Matériel pornographique écrit ou littérature érotique?
Pour commencer, il est ici primordial d’expliquer le choix d’appeler des écrits sexuellement explicites du « matériel pornographique écrit », et non de la « littérature érotique » comme il est souvent possible d’entendre. Certain.e.s auteur.e.s considèrent qu’il existe une différence entre de la pornographie et de la littérature érotique, puisque cette dernière présente une histoire et des personnages qui peuvent mener à une réponse davantage émotionnelle que sexuelle (Hardy, 2015). Par contre, Paasonen (2010) explique que la pornographie et la littérature érotique ne devraient pas être comprises comme étant mutuellement exclusives, mais plutôt comme se situant sur un continuum. En effet, une histoire présentant des scènes à caractère sexuel peut être appréciée à la fois pour la présence de sexualité et le développement de la relation entre les personnages. Par ailleurs, ce développement peut généralement influencer l’appréciation des scènes de sexualité par le lectorat. La dichotomie entre matériel pornographique écrit et littérature érotique n’est donc pas appropriée.

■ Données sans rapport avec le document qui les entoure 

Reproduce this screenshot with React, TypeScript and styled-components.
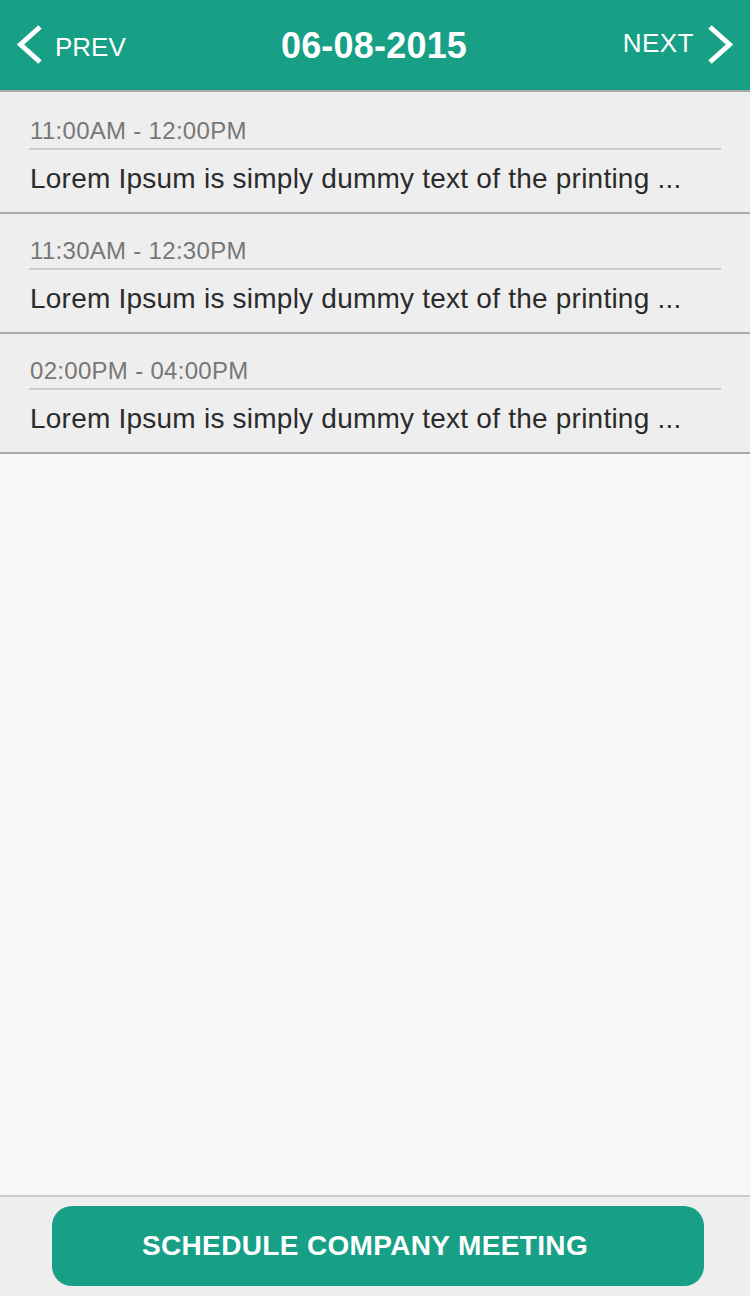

En parallèle, une autre raison – militante cette fois-ci – permet de justifier ce choix. Le mot « pornographie » renvoie souvent à un contenu culturel considéré comme étant socialement inférieur et sans valeur comparativement à d’autres types de contenu (voir ci-dessous le schéma de la culture hiérarchisée de Kipnis [2015]). Ainsi, utiliser le mot « pornographie » permet de contrer les jugements selon lesquels la sexualité serait vulgaire, en précisant que la littérature érotique contient elle-aussi des éléments sexuellement explicites. De plus, considérant que les femmes sont les principales usagères de matériel pornographique écrit, il s’avère ici pertinent de nommer les choses telles qu’elles sont. En effet, il a été documenté que les femmes peuvent parfois avoir honte de faire usage de pornographie par l’intériorisation de discours sur ce que devrait être une « bonne » sexualité (Ashton et al., 2019). Il est donc primordial dans ce contexte de contribuer à la normalisation de l’usage de pornographie chez les femmes, ce qui passe par la façon de nommer les choses.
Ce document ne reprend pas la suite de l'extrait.